A: Generally, injuries arising out of voluntary participation in any off-duty recreational, social, or athletic activity not constituting part of the employee’s work-related duties are compensable when the activities are a reasonable expectancy of, or expressly or impliedly required by, the employment. Labor Code section 3600(a)(9). Prior to the enactment of Labor Code section 3600(a)(9), in 1978, injuries during these types of activities were compensable as incidental to and within the course of the employment only when they occurred “on the employer’s premises during a lunch or recreation period as a regular incident of employment or in cases where the employer has expressly or impliedly required participation or attendance at the function or where the employer derives a substantial direct benefit from the employee’s attendance at the function or his engagement in an athletic activity, beyond the intangible value of improvement in the employee’s health or morals that is common to all kinds of recreation and social life, or where the activity is one contemplated by the contract of employment and the opportunity to engage in it is a part of the consideration to the employee for entering into the contract.” United Parcel Service of America, Inc. v. I.A.C. (Byington) (1959) 172 Cal. App. 2d 73, 75, 76, 342 P.2d 41, 24 Cal. Comp. Cases 170 .

This language was used by the legislature to exclude from workers’ compensation coverage injuries sustained while performing activities only remotely connected with the employee’s work, so as not to deter employers from encouraging or sponsoring such personal employee activities due to the risk of incurring increased costs for workers’ compensation insurance.

Generally, the furnishing of a place for the recreational activity, the supplying of minimal materials, or the expending of minimal funds in support of the activity is not sufficient to bring the activity within the scope of the employment contract.

Persons, other than regular employees, who are injured through participation in sports or athletics for which they receive no remuneration other than the use of athletic equipment, uniforms, transportation, travel, meals, lodgings, or other incidental expenses are specifically excluded from employee status under the workers’ compensation law by statute. This in my opinion could include persons being trained.

When there is proof that an injured person was at the time of the injury performing services for another, not as an independent contractor or under other circumstances excluded from coverage under the workers’ compensation law, the injured person is presumed to be an employee. Labor Code section 3357 is clear that any person rendering service for another, other than as an independent contractor, or unless expressly excluded herein, is presumed to be an employee.

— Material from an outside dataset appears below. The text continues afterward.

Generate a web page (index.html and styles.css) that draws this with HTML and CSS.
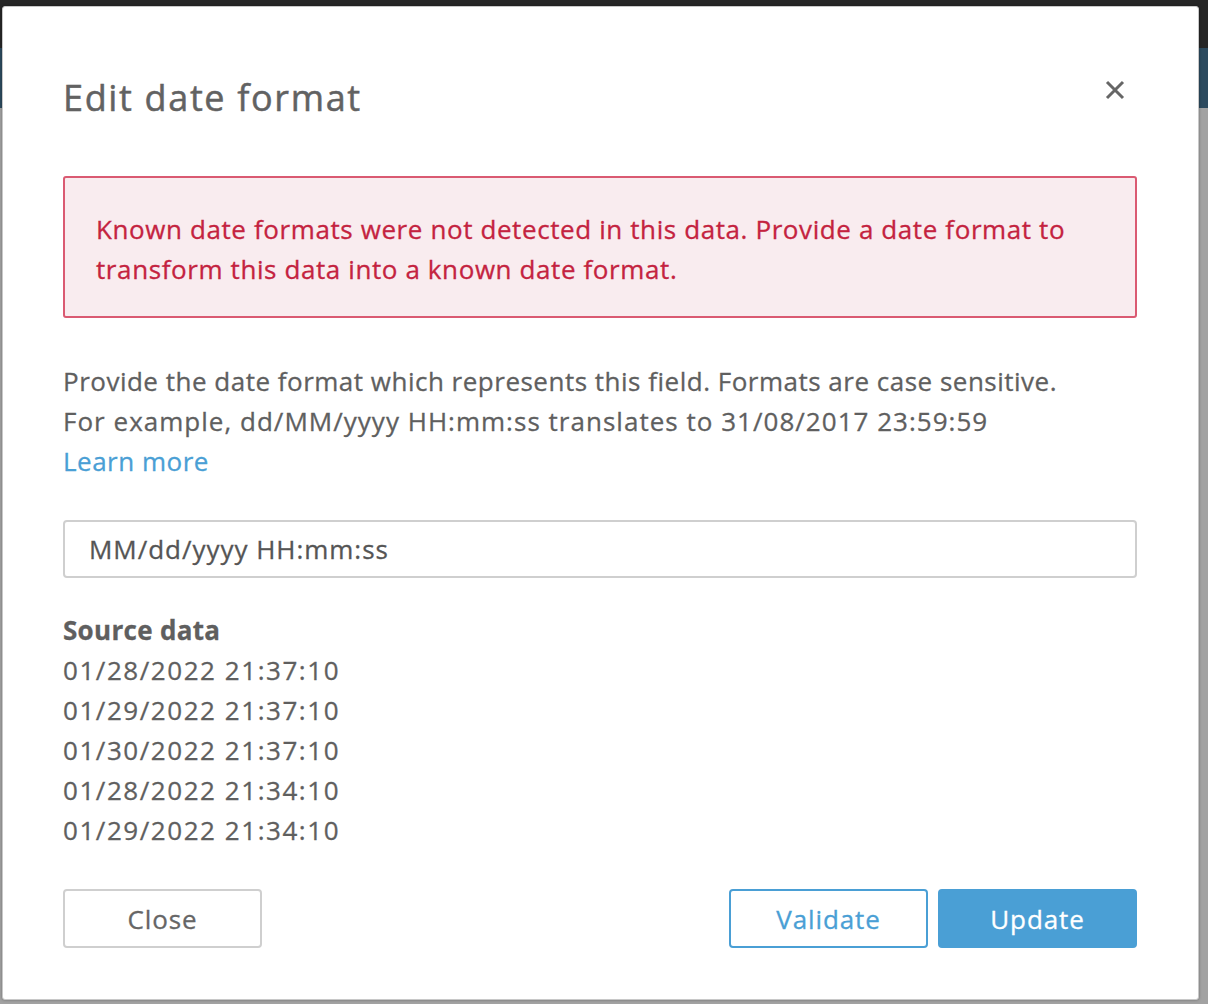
FILE: index.html
```html
<!DOCTYPE html>
<html lang="en">
<head>
<meta charset="utf-8">
<title>Edit date format</title>
<link rel="stylesheet" href="styles.css">
</head>
<body>
<div class="backdrop">
  <div class="bg-top"></div>
  <div class="bg-nav"></div>
  <div class="bg-page"></div>
</div>
<div class="modal" role="dialog" aria-labelledby="dlg-title">
  <div class="modal-header">
    <h1 id="dlg-title" class="modal-title">Edit date format</h1>
    <button class="close-x" aria-label="Close">
      <svg width="20" height="20" viewBox="0 0 20 20"><path d="M2 2 L18 18 M18 2 L2 18" stroke="#666" stroke-width="3" fill="none"/></svg>
    </button>
  </div>
  <div class="alert">Known date formats were not detected in this data. Provide a date format to transform this data into a known date format.</div>
  <p class="desc"><span>Provide the date format which represents this field. Formats are case sensitive.</span><br><span class="example">For example, dd/MM/yyyy HH:mm:ss translates to 31/08/2017 23:59:59</span><br><a class="link" href="#">Learn more</a></p>
  <input class="fmt-input" type="text" value="MM/dd/yyyy HH:mm:ss">
  <div class="source">
    <div class="source-title">Source data</div>
    <div class="date">01/28/2022 21:37:10</div>
    <div class="date">01/29/2022 21:37:10</div>
    <div class="date">01/30/2022 21:37:10</div>
    <div class="date">01/28/2022 21:34:10</div>
    <div class="date">01/29/2022 21:34:10</div>
  </div>
  <div class="footer">
    <button class="btn btn-default">Close</button>
    <div class="footer-right">
      <button class="btn btn-outline">Validate</button>
      <button class="btn btn-primary">Update</button>
    </div>
  </div>
</div>
</body>
</html>
```

FILE: styles.css
```css
* { box-sizing: border-box; }
html, body { margin: 0; padding: 0; }
body {
  width: 1208px;
  height: 1004px;
  overflow: hidden;
  position: relative;
  font-family: "Open Sans", "Noto Sans", sans-serif;
  background: #9f9f9f;
}
.backdrop { display: flex; flex-direction: column; height: 1004px; }
.bg-top { height: 48px; background: #262626; }
.bg-nav { height: 60px; background: #2c4a5e; }
.bg-page { flex: 1; background: #a2a2a2; }

.modal {
  position: absolute;
  left: 2px;
  top: 6px;
  width: 1197px;
  height: 994px;
  background: #fff;
  border: 1px solid #c8c8c8;
  border-radius: 3px;
  box-shadow: 0 0 3px rgba(0,0,0,0.35);
  padding: 67px 61px 0 60px;
  color: #5f5f5f;
  -webkit-text-stroke: 0.3px currentColor;
}
.modal-header {
  display: flex;
  justify-content: space-between;
  align-items: flex-start;
}
.modal-title {
  margin: 0;
  font-size: 36px;
  font-weight: 400;
  line-height: 48px;
  letter-spacing: 1.65px;
  color: #626262;
  -webkit-text-stroke: 0.5px currentColor;
}
.close-x {
  border: 0;
  background: none;
  padding: 0;
  margin: 6px 12px 0 0;
  width: 20px;
  height: 20px;
  display: flex;
}
.alert {
  margin-top: 54px;
  border: 2px solid #da5a72;
  background: #f9ecef;
  border-radius: 3px;
  padding: 31px 30px 27px 31px;
  color: #c42340;
  font-size: 26px;
  line-height: 40px;
  letter-spacing: 0.6px;
}
.desc {
  margin: 43px 0 0;
  font-size: 26px;
  line-height: 40px;
  letter-spacing: 0.5px;
  color: #5f5f5f;
}
.example { letter-spacing: 1.02px; }
.link { color: #4a9fd5; text-decoration: none; letter-spacing: 0.5px; }
.fmt-input {
  display: block;
  width: 100%;
  margin-top: 39px;
  height: 58px;
  border: 2px solid #cfcfcf;
  border-radius: 4px;
  padding: 0 24px;
  font-family: inherit;
  font-size: 26px;
  letter-spacing: 0.97px;
  color: #555;
  -webkit-text-stroke: 0.3px currentColor;
  outline: none;
}
.source {
  margin-top: 32px;
  font-size: 26px;
  line-height: 40px;
  color: #5f5f5f;
}
.source-title { font-weight: 700; letter-spacing: 0.3px; }
.date { letter-spacing: 1.55px; }
.footer {
  margin-top: 39px;
  display: flex;
  justify-content: space-between;
}
.footer-right { display: flex; gap: 10px; }
.btn {
  width: 199px;
  height: 59px;
  border-radius: 4px;
  font-family: inherit;
  font-size: 26px;
  letter-spacing: 0.9px;
  padding: 0;
  cursor: pointer;
  -webkit-text-stroke: 0.3px currentColor;
}
.btn-default { border: 2px solid #cfcfcf; background: #fff; color: #666; }
.btn-outline { border: 2px solid #4a9fd5; background: #fff; color: #4a9fd5; }
.btn-primary { border: 2px solid #4a9fd5; background: #4a9fd5; color: #fff; }
```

If the alleged employer denies any employment relationship, it becomes necessary to determine whether an employment contract existed between the parties. However my opinion is that if the training renders service to the employer or confers a benefit on the employer the applicant is legally an employee for California Workers’ Compensation purposes.

I can only write that the law generally presumes one is an employee when rending a service or performing services for another which includes conferring a benefit on the employer. Further this standard tends to be liberally construed due to Labor Code section 3202 mandated interpretation by the California Workers’ Compensation Appeals Board. These cases are very fact specific and vary from case to case. Thus any claim under these circumstances requires a full good-faith investigation pursuant to Title 8, California Code of Regulations section 10109 before accepting or denying the case.

In answer to the question I would have to write “I don’t know” but if we can prove none we can defend the case. There is even a case that holds an employee playing baseball on an employer’s team is industrial (Ezzy v. W.C.A.B. (1983) 146 Cal. App. 3d 252, 261-263, 194 Cal. Rptr. 90, 48 Cal. Comp. Cases 611) so the general state of the law is these claims for injuries during training can be and have been found to be compensable. This is because of the statutorily liberal nature of our system in California.